Extracted records -
++++++++++

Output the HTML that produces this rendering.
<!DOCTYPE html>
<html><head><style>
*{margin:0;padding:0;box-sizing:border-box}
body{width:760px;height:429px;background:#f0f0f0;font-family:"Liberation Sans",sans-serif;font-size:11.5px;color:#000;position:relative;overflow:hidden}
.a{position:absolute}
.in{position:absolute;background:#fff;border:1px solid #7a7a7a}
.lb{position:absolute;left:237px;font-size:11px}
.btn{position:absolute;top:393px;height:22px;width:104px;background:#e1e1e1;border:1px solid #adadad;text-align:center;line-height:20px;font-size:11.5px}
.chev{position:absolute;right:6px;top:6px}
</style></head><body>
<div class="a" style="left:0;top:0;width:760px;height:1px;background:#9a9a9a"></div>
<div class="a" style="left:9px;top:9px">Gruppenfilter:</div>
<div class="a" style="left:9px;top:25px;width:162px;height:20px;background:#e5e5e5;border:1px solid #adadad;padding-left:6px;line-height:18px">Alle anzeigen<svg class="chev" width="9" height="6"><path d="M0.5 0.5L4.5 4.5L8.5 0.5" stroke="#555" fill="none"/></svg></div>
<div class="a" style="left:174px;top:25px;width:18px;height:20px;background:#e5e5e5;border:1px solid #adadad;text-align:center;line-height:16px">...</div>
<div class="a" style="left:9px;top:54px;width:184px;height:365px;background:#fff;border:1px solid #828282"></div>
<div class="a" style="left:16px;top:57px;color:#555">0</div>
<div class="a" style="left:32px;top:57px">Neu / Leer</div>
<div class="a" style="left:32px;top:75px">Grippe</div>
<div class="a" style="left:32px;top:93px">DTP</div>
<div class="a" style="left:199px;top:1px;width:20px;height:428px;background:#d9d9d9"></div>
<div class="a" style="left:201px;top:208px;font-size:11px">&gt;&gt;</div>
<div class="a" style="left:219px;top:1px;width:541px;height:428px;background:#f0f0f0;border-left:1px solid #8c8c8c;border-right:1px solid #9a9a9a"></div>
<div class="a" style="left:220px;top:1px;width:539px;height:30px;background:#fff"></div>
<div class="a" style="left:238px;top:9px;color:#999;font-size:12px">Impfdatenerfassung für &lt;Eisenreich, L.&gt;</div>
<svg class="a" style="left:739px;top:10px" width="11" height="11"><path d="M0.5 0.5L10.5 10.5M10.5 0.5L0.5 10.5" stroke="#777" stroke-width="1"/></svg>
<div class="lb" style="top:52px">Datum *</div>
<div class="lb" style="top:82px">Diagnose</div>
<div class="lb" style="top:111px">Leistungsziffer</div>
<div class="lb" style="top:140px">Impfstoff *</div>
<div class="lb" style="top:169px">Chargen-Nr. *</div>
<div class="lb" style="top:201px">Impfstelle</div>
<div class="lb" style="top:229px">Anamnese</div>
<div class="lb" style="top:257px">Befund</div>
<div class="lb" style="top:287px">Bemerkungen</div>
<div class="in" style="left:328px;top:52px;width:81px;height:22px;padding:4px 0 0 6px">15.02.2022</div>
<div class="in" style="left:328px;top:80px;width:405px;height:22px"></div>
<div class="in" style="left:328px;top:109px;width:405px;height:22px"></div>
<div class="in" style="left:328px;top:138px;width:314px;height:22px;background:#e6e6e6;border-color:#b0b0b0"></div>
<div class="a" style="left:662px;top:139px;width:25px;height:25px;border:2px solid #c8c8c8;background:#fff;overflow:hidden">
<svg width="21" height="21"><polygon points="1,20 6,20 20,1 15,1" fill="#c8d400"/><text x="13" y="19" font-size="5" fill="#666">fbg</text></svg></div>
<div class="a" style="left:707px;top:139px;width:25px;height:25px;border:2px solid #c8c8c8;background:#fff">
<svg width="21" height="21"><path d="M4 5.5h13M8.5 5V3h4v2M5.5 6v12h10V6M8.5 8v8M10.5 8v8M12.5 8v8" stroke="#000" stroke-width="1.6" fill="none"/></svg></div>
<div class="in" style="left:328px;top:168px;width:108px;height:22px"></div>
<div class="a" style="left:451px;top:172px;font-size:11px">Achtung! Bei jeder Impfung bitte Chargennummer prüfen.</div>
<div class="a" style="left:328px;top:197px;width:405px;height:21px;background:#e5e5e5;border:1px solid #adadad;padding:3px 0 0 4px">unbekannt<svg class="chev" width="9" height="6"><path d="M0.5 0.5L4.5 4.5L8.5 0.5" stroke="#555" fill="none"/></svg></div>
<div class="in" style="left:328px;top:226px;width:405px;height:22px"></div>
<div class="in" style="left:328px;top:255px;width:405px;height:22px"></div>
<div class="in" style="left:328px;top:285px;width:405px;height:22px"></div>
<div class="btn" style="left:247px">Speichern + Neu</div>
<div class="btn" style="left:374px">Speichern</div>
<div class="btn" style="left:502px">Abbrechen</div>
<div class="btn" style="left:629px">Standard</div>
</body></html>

++++++++++

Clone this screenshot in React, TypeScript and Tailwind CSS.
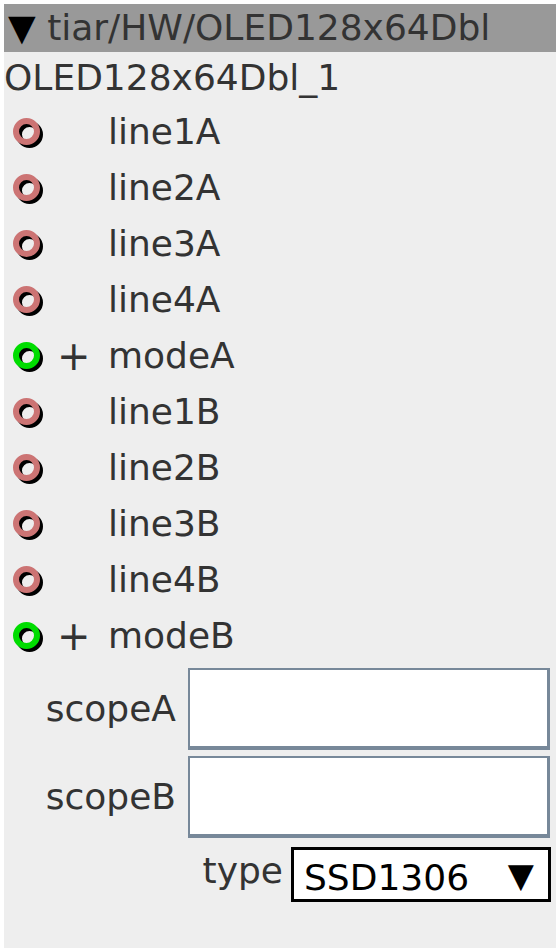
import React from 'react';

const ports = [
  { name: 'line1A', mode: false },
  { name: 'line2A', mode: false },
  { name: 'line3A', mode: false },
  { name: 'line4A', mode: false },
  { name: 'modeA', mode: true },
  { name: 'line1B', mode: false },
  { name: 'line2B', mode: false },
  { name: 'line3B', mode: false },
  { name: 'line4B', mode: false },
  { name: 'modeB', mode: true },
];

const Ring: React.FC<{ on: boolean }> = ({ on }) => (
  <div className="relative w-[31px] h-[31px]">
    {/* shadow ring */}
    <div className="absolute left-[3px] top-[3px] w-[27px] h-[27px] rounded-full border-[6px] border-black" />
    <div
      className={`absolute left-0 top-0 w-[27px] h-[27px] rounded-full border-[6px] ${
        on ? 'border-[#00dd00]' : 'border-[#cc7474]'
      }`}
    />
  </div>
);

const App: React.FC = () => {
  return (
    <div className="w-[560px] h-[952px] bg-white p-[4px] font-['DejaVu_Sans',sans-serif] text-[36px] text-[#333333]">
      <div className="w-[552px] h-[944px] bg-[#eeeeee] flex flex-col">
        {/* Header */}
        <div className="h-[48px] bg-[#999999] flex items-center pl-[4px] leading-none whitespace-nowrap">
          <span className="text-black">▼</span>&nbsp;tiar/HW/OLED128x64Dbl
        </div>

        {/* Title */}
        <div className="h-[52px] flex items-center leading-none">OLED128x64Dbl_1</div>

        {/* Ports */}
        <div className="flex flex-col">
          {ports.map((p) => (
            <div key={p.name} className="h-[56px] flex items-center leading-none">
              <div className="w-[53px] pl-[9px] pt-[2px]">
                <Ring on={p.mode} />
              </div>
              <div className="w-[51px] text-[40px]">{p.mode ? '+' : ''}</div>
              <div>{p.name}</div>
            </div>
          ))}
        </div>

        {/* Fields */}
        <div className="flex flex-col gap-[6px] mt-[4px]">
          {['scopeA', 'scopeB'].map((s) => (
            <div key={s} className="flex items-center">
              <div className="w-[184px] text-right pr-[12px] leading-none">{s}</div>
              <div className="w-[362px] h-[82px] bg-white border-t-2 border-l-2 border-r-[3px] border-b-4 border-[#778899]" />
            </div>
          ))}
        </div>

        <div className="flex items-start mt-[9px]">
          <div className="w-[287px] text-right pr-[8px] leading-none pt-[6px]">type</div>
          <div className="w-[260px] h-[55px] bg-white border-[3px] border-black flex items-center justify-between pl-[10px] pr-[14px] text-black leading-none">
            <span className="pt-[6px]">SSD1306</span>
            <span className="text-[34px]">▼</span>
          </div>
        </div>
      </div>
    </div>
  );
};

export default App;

++++++++++

Stated task -
Report the number of lines in the entries above that include the string "React". Give nothing but the number.

Exercise output -
4